Kochbuch: Vitamin V | Matthias Biehler

Heute habe ich ein besonderes Kochbuch für Euch – wobei – eigentlich ist es kein Kochbuch, sondern ein Lehrbuch und Nachschlagewerk. Das Besondere dabei: das Buch konzentriert sich ausschließlich auf vegetarische und vegane Küche.

Verfasst hat das Buch in jahrelanger Arbeit Matthias Biehler. Der gelernte Koch hat in vielen Restaurants gearbeitet, in Sterneküchen, in vegetarischen und Bio-Restaurants. Er hat es gerne praktisch und hat deshalb auch mobile, faltbare Möbel für die Gastronomie entwickelt. Ärgerlich findet er als langjähriger Vegetarier, dass in der klassischen Kochausbildung der Focus immer noch stark auf Fleisch und Fisch gelegt wird und so setzt er sich dafür ein, dass sich das ändert. Womit ich auch wieder beim vorliegenden Buch wäre.

Fünf große Kapitel weist „Vitamin V“ auf: Zutaten, Technik, Gartechnik, ein Gerichte-ABC und das Kapitel Backstage.
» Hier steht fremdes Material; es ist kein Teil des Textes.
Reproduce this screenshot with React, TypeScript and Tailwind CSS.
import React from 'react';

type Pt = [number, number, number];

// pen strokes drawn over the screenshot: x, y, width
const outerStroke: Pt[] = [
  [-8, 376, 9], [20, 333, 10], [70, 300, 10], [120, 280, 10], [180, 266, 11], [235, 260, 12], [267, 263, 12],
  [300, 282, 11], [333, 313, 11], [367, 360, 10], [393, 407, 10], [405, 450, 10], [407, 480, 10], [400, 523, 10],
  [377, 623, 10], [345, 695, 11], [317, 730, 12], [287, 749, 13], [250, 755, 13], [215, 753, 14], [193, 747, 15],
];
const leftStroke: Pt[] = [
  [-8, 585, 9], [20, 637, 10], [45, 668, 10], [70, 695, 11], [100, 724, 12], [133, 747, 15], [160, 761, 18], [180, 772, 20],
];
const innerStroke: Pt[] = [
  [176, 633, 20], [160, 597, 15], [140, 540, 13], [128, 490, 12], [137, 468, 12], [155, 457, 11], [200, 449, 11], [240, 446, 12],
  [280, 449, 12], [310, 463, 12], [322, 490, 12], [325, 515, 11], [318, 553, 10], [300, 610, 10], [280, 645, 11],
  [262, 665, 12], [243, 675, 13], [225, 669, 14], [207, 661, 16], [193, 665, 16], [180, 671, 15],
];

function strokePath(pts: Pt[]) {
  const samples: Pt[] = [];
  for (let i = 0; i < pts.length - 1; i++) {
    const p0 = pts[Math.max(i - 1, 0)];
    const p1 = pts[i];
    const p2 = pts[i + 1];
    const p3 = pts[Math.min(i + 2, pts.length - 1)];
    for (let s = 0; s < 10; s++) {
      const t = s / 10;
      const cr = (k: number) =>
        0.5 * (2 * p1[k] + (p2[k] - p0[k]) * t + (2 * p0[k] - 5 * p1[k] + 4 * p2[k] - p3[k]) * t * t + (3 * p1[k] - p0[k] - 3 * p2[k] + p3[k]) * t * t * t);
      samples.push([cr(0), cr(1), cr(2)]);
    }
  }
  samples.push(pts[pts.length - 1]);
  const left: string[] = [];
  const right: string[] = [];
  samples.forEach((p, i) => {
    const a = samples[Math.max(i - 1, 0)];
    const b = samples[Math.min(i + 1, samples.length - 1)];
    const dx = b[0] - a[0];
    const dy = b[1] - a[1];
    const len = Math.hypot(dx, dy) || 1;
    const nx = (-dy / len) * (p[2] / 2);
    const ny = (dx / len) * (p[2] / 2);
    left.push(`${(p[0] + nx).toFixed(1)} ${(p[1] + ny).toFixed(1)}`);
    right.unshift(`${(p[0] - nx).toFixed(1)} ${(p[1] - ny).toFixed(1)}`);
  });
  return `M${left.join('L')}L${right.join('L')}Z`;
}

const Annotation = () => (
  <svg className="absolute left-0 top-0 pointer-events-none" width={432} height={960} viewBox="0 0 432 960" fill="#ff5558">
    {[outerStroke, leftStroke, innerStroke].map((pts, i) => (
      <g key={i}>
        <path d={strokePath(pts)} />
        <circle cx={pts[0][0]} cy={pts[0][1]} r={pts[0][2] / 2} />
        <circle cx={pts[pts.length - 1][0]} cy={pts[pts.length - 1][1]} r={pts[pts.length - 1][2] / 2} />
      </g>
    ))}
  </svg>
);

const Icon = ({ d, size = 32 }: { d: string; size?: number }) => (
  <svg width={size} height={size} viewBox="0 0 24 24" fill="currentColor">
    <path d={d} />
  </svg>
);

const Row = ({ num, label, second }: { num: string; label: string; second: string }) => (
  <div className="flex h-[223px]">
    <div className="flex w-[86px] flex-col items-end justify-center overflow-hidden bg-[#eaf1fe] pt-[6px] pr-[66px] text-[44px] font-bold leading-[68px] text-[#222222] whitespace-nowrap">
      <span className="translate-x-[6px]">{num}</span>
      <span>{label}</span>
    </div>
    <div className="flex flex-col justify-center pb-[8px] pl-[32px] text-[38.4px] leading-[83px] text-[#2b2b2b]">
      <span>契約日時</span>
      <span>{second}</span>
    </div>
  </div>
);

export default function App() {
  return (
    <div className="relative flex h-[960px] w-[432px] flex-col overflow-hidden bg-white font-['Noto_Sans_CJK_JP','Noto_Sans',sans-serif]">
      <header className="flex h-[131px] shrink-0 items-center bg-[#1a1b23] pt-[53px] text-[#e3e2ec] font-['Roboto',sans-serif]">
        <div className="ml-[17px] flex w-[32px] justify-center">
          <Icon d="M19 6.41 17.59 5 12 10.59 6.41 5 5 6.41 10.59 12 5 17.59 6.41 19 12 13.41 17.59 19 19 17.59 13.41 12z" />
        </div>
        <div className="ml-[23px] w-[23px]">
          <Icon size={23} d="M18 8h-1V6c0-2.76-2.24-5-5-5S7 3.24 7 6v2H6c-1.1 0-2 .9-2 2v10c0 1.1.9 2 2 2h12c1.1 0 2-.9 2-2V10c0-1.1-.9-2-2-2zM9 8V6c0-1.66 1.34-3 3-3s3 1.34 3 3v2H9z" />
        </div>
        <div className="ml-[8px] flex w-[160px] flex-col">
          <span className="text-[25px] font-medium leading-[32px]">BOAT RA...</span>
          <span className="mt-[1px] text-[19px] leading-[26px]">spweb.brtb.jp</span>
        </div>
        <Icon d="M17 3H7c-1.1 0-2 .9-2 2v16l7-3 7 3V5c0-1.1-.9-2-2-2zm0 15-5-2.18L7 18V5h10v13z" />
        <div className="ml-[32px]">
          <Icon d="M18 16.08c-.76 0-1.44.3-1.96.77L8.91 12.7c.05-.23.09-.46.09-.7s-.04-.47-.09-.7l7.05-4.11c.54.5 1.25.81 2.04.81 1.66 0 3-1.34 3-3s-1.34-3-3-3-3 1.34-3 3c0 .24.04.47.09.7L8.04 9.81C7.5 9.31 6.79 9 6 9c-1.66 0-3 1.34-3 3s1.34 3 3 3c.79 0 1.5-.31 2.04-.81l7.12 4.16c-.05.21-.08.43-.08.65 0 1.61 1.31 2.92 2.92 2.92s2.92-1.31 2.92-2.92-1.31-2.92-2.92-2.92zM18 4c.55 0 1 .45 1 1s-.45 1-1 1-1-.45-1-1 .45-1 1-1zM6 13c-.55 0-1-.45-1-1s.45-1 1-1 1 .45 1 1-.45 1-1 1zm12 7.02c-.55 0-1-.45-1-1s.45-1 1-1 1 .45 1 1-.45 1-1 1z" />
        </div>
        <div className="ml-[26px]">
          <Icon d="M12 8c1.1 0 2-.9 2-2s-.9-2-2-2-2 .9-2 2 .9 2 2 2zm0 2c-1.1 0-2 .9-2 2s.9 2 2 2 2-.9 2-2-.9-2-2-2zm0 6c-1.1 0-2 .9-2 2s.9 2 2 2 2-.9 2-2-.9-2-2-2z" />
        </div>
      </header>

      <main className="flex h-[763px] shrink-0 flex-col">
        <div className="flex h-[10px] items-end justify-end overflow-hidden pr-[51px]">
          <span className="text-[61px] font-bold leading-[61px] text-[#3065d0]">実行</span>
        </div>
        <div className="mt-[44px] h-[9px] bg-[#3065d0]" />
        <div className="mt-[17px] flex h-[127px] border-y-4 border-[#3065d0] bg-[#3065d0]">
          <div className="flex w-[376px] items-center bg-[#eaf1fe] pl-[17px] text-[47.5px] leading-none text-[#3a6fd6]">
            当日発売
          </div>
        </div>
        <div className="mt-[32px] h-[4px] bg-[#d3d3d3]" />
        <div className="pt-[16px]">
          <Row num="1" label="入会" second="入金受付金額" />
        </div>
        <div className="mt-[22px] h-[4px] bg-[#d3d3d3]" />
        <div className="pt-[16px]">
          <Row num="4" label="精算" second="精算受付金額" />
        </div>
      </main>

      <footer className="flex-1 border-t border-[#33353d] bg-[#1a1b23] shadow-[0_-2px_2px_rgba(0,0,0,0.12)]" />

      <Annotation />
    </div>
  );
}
Gemeinsam ist allen Kapiteln die Struktur: um Wiederholungen zu vermeiden, ist alles nach einem Baukasten-Prinzip aufgebaut. Man braucht Zutaten, die dann mit Hilfe von Technik in fertige Gerichte verwandelt werden. Infos, die für mehrere Punkte eines Kapitels gelten, sind vorweg unter „Generelles“ zusammengefasst. Für Übersichtlichkeit sorgt ein Farbcode, der einen gut durch die Kapitel führt. Zudem gibt es extrem viele Querverweise, das sind kleine, ebenfalls farblich codierte Seitenzahlen, die uns zu den entsprechenden Stichworten führen. Wenn also zum Beispiel Pektin vorgestellt wird und da erwähnt wird, dass es mit Stärke verwandt ist, gibt es einen Querverweis auf das Kapitel Stärke.

Ich stelle Euch die einzelnen Kapitel kurz vor,  wobei ich da tatsächlich nur an der Oberfläche kratzen kann: das Buch ist nämlich extrem umfangreich und detailliert. Den Anfang macht eine sehr ausführliche Warenkunde: von Gemüse über Samen, Getreide und Mehl,  Wasser (!) und  Milchprodukten bis hin zu Zucker, Aromazutaten und Hilfsmitteln wie Bindemitteln oder Triebmitteln findet man genaue Zutaten-Porträts und detaillierte  Hinweise für Einkauf, Lagerung, Haltbarkeit,Vorbereitung und Zubereitung. Auch so manches Rezept versteckt sich in diesem Teil, zum Beispiel für die Herstellung von Seitan und Tofu.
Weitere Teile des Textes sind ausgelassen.